┌────────
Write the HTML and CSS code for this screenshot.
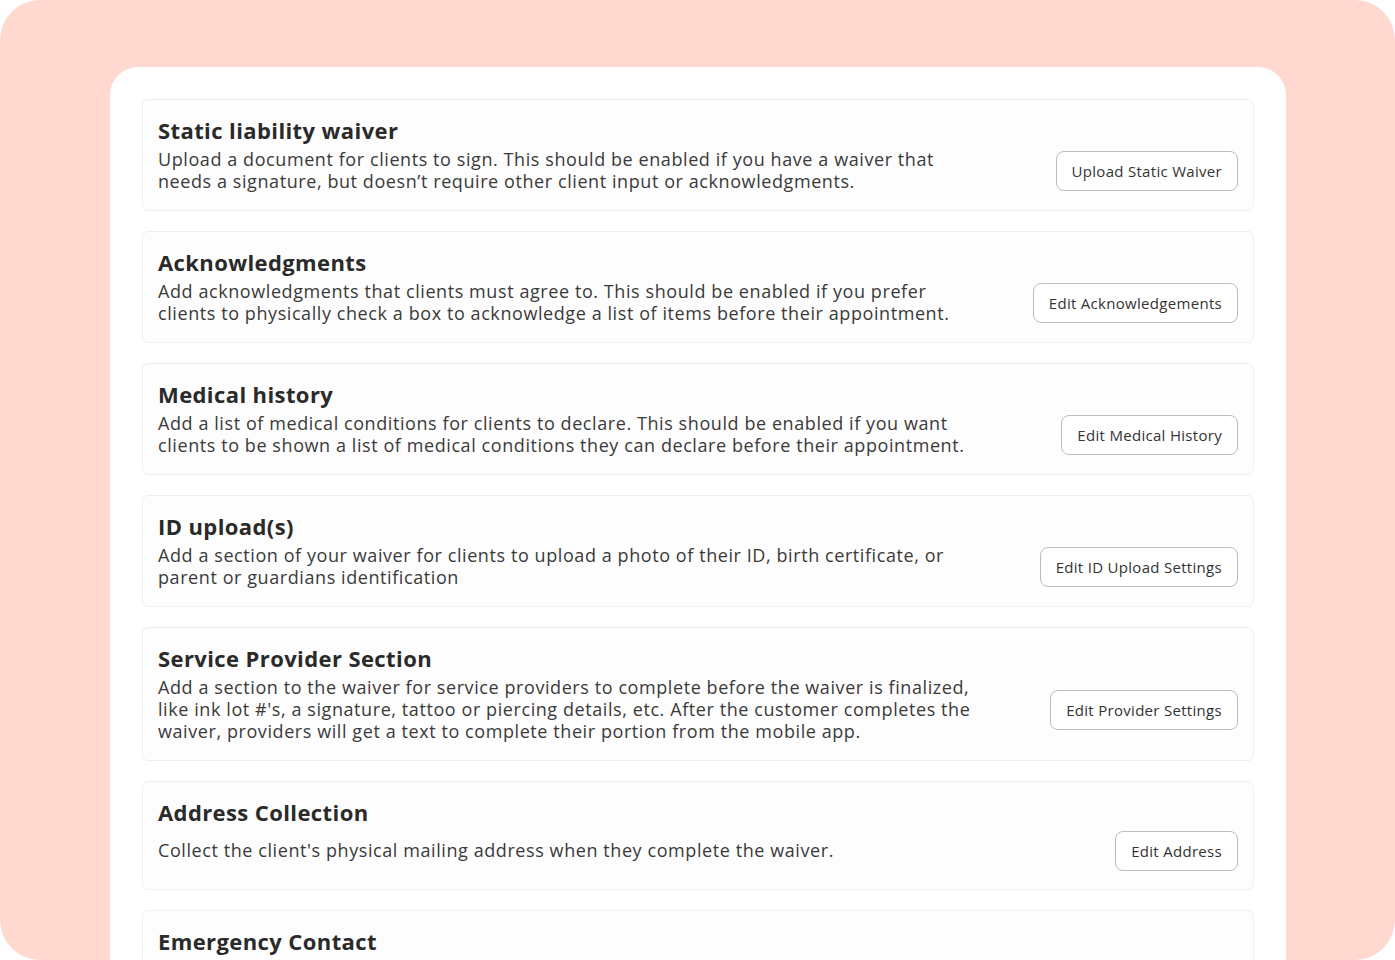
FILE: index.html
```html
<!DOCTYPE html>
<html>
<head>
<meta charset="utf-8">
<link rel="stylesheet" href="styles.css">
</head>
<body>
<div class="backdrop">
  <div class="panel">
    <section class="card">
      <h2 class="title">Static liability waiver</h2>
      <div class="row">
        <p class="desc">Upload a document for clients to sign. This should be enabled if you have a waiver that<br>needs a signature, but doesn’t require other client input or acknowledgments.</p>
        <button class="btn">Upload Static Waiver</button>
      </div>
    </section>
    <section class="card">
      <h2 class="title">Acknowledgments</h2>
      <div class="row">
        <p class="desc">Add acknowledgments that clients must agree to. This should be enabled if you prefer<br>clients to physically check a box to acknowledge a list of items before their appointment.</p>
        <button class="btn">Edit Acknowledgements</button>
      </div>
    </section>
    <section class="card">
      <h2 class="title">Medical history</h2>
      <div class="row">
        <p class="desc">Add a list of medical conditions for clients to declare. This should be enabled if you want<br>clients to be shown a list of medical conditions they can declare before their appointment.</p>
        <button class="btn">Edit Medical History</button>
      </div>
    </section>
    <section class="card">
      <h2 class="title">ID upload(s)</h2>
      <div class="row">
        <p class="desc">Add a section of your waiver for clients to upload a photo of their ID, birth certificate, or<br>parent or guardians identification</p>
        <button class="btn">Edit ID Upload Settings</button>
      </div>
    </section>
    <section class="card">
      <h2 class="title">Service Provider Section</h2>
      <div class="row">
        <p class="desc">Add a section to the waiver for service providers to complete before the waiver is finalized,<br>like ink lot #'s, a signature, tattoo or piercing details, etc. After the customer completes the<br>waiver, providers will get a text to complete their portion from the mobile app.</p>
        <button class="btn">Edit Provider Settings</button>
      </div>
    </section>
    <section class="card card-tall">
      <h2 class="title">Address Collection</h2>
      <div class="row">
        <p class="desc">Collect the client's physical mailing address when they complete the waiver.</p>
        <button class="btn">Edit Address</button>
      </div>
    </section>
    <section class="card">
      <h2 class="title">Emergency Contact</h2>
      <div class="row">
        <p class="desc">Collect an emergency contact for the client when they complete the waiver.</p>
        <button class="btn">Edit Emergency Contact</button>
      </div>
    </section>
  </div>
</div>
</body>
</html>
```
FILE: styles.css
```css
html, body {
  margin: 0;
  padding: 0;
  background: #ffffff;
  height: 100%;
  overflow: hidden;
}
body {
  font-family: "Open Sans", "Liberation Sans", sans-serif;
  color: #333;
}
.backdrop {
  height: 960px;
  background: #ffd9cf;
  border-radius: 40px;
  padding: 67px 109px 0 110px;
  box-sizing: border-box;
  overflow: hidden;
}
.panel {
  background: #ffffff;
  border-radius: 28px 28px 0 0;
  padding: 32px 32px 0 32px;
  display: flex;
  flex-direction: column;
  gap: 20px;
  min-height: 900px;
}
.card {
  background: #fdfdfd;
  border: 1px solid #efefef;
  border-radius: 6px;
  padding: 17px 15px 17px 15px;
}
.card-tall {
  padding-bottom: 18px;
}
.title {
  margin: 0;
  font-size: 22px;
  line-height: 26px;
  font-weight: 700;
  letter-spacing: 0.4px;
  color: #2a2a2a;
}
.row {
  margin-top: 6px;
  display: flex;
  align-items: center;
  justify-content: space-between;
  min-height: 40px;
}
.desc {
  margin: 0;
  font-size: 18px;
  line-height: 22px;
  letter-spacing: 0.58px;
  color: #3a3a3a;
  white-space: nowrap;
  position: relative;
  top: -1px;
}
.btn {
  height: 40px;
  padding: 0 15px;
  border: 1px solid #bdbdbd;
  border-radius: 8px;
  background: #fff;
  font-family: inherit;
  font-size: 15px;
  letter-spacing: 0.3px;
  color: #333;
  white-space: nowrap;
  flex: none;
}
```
└────────
- Written problem: Copy out all the data without changing anything, and drop the pictures.

- Complete response:
Write the HTML and CSS code for this screenshot.
FILE: index.html
```html
<!DOCTYPE html>
<html>
<head>
<meta charset="utf-8">
<link rel="stylesheet" href="styles.css">
</head>
<body>
<div class="backdrop">
  <div class="panel">
    <section class="card">
      <h2 class="title">Static liability waiver</h2>
      <div class="row">
        <p class="desc">Upload a document for clients to sign. This should be enabled if you have a waiver that<br>needs a signature, but doesn’t require other client input or acknowledgments.</p>
        <button class="btn">Upload Static Waiver</button>
      </div>
    </section>
    <section class="card">
      <h2 class="title">Acknowledgments</h2>
      <div class="row">
        <p class="desc">Add acknowledgments that clients must agree to. This should be enabled if you prefer<br>clients to physically check a box to acknowledge a list of items before their appointment.</p>
        <button class="btn">Edit Acknowledgements</button>
      </div>
    </section>
    <section class="card">
      <h2 class="title">Medical history</h2>
      <div class="row">
        <p class="desc">Add a list of medical conditions for clients to declare. This should be enabled if you want<br>clients to be shown a list of medical conditions they can declare before their appointment.</p>
        <button class="btn">Edit Medical History</button>
      </div>
    </section>
    <section class="card">
      <h2 class="title">ID upload(s)</h2>
      <div class="row">
        <p class="desc">Add a section of your waiver for clients to upload a photo of their ID, birth certificate, or<br>parent or guardians identification</p>
        <button class="btn">Edit ID Upload Settings</button>
      </div>
    </section>
    <section class="card">
      <h2 class="title">Service Provider Section</h2>
      <div class="row">
        <p class="desc">Add a section to the waiver for service providers to complete before the waiver is finalized,<br>like ink lot #'s, a signature, tattoo or piercing details, etc. After the customer completes the<br>waiver, providers will get a text to complete their portion from the mobile app.</p>
        <button class="btn">Edit Provider Settings</button>
      </div>
    </section>
    <section class="card card-tall">
      <h2 class="title">Address Collection</h2>
      <div class="row">
        <p class="desc">Collect the client's physical mailing address when they complete the waiver.</p>
        <button class="btn">Edit Address</button>
      </div>
    </section>
    <section class="card">
      <h2 class="title">Emergency Contact</h2>
      <div class="row">
        <p class="desc">Collect an emergency contact for the client when they complete the waiver.</p>
        <button class="btn">Edit Emergency Contact</button>
      </div>
    </section>
  </div>
</div>
</body>
</html>
```
FILE: styles.css
```css
html, body {
  margin: 0;
  padding: 0;
  background: #ffffff;
  height: 100%;
  overflow: hidden;
}
body {
  font-family: "Open Sans", "Liberation Sans", sans-serif;
  color: #333;
}
.backdrop {
  height: 960px;
  background: #ffd9cf;
  border-radius: 40px;
  padding: 67px 109px 0 110px;
  box-sizing: border-box;
  overflow: hidden;
}
.panel {
  background: #ffffff;
  border-radius: 28px 28px 0 0;
  padding: 32px 32px 0 32px;
  display: flex;
  flex-direction: column;
  gap: 20px;
  min-height: 900px;
}
.card {
  background: #fdfdfd;
  border: 1px solid #efefef;
  border-radius: 6px;
  padding: 17px 15px 17px 15px;
}
.card-tall {
  padding-bottom: 18px;
}
.title {
  margin: 0;
  font-size: 22px;
  line-height: 26px;
  font-weight: 700;
  letter-spacing: 0.4px;
  color: #2a2a2a;
}
.row {
  margin-top: 6px;
  display: flex;
  align-items: center;
  justify-content: space-between;
  min-height: 40px;
}
.desc {
  margin: 0;
  font-size: 18px;
  line-height: 22px;
  letter-spacing: 0.58px;
  color: #3a3a3a;
  white-space: nowrap;
  position: relative;
  top: -1px;
}
.btn {
  height: 40px;
  padding: 0 15px;
  border: 1px solid #bdbdbd;
  border-radius: 8px;
  background: #fff;
  font-family: inherit;
  font-size: 15px;
  letter-spacing: 0.3px;
  color: #333;
  white-space: nowrap;
  flex: none;
}
```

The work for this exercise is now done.